Self-esteem is a dysfunctional diagnostic instrument readily used that is vague, unclear, and non-specific. “You have a tumor in your lung.” “You have cirrhosis of the liver.” Tumors and cirrhosis are clear, specific and identifiable on a CT scan. Self-esteem is not. Practitioners in mental health and counseling have used the concept of “low” self-esteem like leeches to suck the blood out of clients and money from their wallets. If you have “low” self-esteem, when does it fill back up? A sojourner with unmet dependency needs would answer NEVER! Self-esteem has been a trendy fad in pop psychology that has outlived its usefulness and needs a fitting eulogy and burial.

Naming the symptoms provides the ability to organize the experience. As an example, a patient presents the physician with a list of symptoms such as nausea, headache and fever. The physician assesses the symptoms, conducts a battery of diagnostic tests and determines the patient has a “mass.” A respected, credentialed, and competent physician gives the symptoms a name and identifies the cause. The diagnosis now organizes what was previously vague and unclear. A team of physicians would then establish a treatment plan. A surgeon might remove the tumor, a radiologist might bombard it with radiation, or an oncologist might poison it with chemotherapy. If we name the demon, the demon can now be cut out, burned, or poisoned. A diagnosis of “low self-esteem” links together a vague collection of symptoms. The focus is on the symptoms but not the cause. Symptoms cannot be cut out, burned, or poisoned. The diagnosis is in of itself a poison.
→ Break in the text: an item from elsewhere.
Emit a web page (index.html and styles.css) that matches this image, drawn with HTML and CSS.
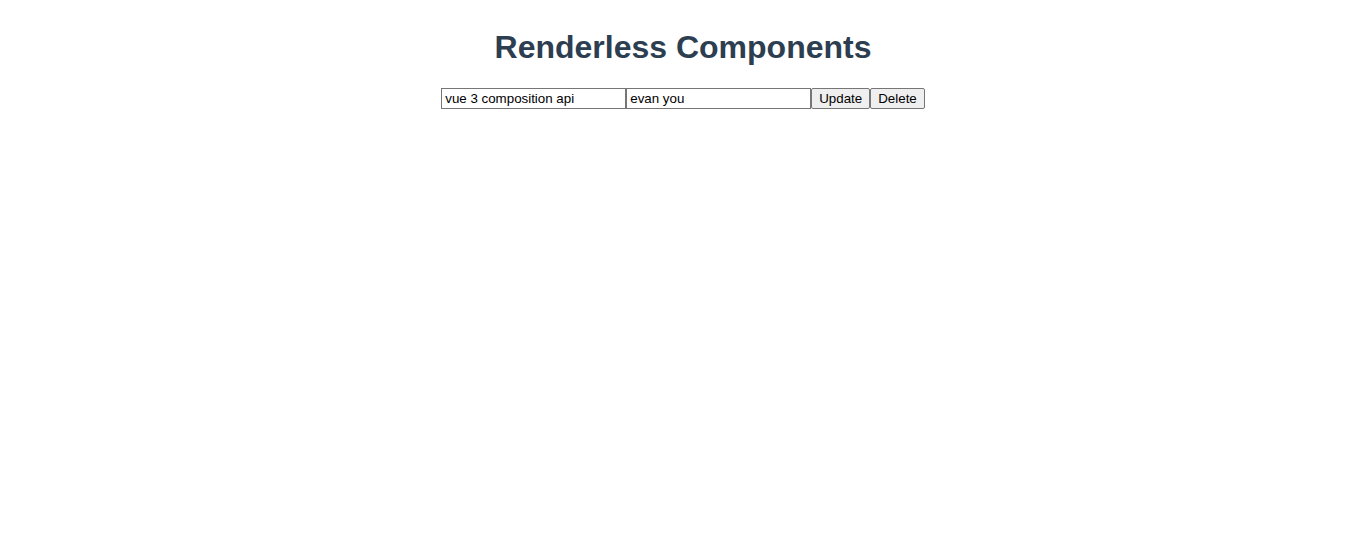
FILE: index.html
```html
<!DOCTYPE html>
<html>
<head>
<meta charset="utf-8">
<link rel="stylesheet" href="styles.css">
</head>
<body>
<div class="app">
<h1 class="title">Renderless Components</h1>
<div class="row"><input class="field" type="text" value="vue 3 composition api"><input class="field" type="text" value="evan you"><button class="btn">Update</button><button class="btn">Delete</button></div>
</div>
</body>
</html>
```
FILE: styles.css
```css
body {
  margin: 8px;
  font-family: "Liberation Sans", Arial, sans-serif;
}
.app {
  text-align: center;
  color: #2c3e50;
}
.title {
  font-size: 32px;
  font-weight: bold;
  margin: 21.44px 0;
}
.row {
  font-size: 0;
}
.field {
  font-family: "Liberation Sans", Arial, sans-serif;
  font-size: 13.333px;
  width: 185px;
  height: 21px;
  box-sizing: border-box;
  padding: 1px 3px;
  border: 1px solid #767676;
  border-radius: 0;
  color: #000;
  margin: 0;
  vertical-align: top;
}
.btn {
  font-family: "Liberation Sans", Arial, sans-serif;
  font-size: 13.333px;
  height: 21px;
  box-sizing: border-box;
  padding: 1px 7px;
  margin: 0;
  border: 1px solid #767676;
  border-radius: 2px;
  background: #efefef;
  color: #000;
  vertical-align: top;
}
```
It creates an internalization of meaning that is skewed, reactive, and distorted. “I have low self-esteem” is comparable to saying, “I am an incurable, defective, and pathetic human being.” This demon cannot be cast out.
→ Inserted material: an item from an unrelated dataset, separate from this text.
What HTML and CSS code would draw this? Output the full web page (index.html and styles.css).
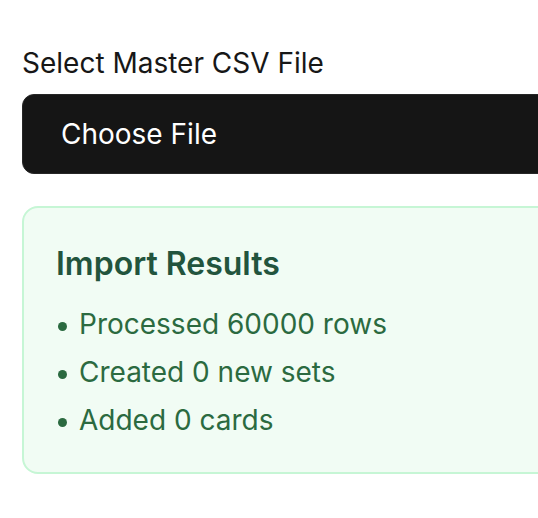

Naming symptoms provides the means to have power over the unknown. Early in human history, ancient Neanderthal warriors painted images of the animals they intended to hunt on the walls of caves. Cultural anthropologists theorize this ritual “captured the spirit of the animal” prior to the hunt. In this mindset, the hunters slay what had already been captured! Organizing reality in this way met primitive needs to take control over a situation. This same dynamic is also operative in naming an illness or a disease. It will fend off feelings of powerlessness. There is power in knowing! Knowing provides a sense of coherence, a mastery and dominion over the circumstance or situation. Defining a problem using the concept of self-esteem, especially “low” self-esteem, creates pathology as a way of organizing human experience. Does it make sense to organize around deficiencies, weaknesses, and problems?
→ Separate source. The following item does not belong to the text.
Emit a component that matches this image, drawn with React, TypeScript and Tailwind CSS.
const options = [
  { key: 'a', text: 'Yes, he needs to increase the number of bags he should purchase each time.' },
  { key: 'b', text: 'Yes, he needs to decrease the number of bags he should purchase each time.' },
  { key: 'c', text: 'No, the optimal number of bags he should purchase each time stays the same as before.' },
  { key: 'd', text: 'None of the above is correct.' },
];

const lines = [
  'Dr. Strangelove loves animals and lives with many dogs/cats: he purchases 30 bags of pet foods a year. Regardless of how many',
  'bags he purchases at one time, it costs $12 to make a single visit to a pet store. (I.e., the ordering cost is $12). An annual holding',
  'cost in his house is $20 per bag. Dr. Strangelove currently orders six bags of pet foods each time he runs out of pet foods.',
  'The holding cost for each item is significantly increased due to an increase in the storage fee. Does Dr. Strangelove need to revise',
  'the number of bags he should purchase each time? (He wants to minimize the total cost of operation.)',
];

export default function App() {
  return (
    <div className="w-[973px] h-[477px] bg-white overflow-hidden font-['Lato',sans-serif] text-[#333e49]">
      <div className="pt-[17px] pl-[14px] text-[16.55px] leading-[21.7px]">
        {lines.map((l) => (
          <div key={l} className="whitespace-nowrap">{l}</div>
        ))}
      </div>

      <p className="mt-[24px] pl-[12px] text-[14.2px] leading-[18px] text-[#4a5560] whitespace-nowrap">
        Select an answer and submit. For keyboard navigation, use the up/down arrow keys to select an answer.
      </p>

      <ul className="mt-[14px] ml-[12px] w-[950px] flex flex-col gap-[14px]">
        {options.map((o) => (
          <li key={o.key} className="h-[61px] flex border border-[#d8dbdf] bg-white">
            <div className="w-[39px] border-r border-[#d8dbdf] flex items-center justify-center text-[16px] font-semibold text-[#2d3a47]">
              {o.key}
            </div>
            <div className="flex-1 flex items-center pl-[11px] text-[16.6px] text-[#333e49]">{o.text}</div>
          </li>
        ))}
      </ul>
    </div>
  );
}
Self-esteem is vague and ambiguous, ethereal and mysterious, like the shadowy mist rising from the swamp. The unconscious mind struggles to understand ambiguity and the problem with the concept of self-esteem is that it attempts to define something that is non-specific. Using ambiguous words to describe an event, feeling, situation or need makes it difficult to create “meaning.” As a college instructor, if I told my students to write a ten-page essay on beauty, love, or freedom, they would say, “Huh?” However, if I assigned a ten-page paper on the most beautiful sunset they had ever seen, or what it was like the first time they fell in love, or what the Declaration of Independence, the 4th of July, and a fireworks display means to them since 9-11, the task would be easily “doable”. These instructions are far more specific.

One of the components of our search is our basic need to be competent. Competence and confidence represent an essential need that begins at birth and continues until death. When a sojourner tells me he is suffering with a self-esteem problem, it is a cue that he feels incompetent to handle or manage a particular situation in the immediate present. In response, I usually ask, “Is there something going on in your life right now that you do not feel competent or confident to manage?” The question seems to elicit shock and a certain level of nakedness, as though I were a mystical clairvoyant. “How did I know?”